Manipulating the setup button again, I raised the drop number in the scope to 63 and switched to heavier bullets. I managed a couple of groups before weather closed in and a bullet struck the target's iron support, tearing most of my paper to shreds.
The results for
both settings were impressive, and the reticle's herringbone shadow I feared might impair precision at distance apparently did not as accuracy was excellent. The 155 setting placed my 150-grain bullets about a minute low, while at 163 the heavier bullets struck about that much high.
The four inches of vertical error is easy to eliminate by changing the drop number in the sight. Burris, in fact, encourages proofing each load against the chart, and that makes sense because ballistic coefficients listed by bullet makers are approximations and because BCs depend on variables that include muzzle velocity and atmospheric conditions.
Had I programmed the scope with a slightly higher drop number for the 150s and a slightly lower one for the heavier bullets, they would have struck within an inch of vertical center. The more distant the target, the more crucial the accuracy of the load data.
While the new Burris Eliminator is a heavier, bulkier sight than I'd install on a mountain rifle, it offers features that make it a smart choice for tactical rifles or hunting rifles often used at long range. The laser rangefinder and the controls work as advertised, though I found getting to the proper display in the programming sequence a bit of a chore.

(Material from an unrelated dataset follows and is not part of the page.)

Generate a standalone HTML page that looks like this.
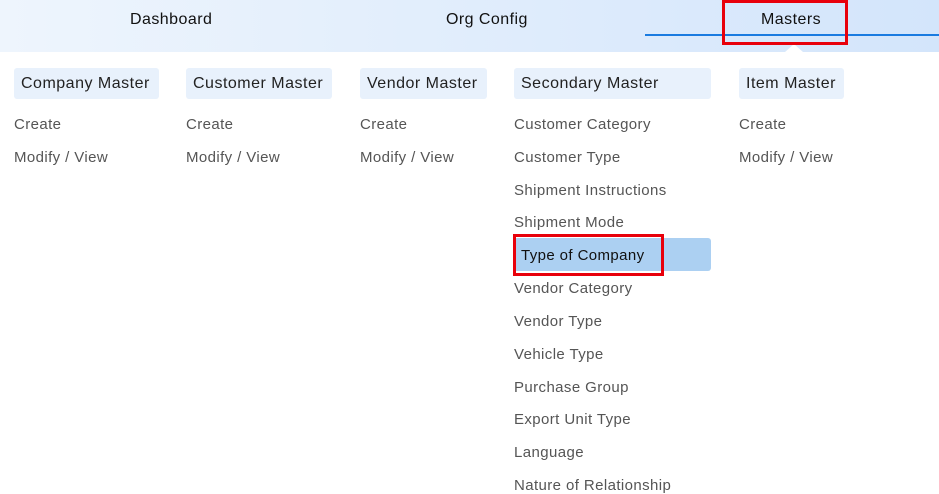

Battery life is nominally rated at 5,000 cycles; a battery icon in the scope keeps you up on its status. I like that feature, and the big, bold numbers on display.The herringbone takes some getting used to and could be an irritant in poor light. The bottom bar is heavier than I like for small targets at distance, though my targets indicated it's no handicap. On balance, this is a marvelous instrument, a sight you must use to appreciate. It brings a new level of sophistication to the riflescope.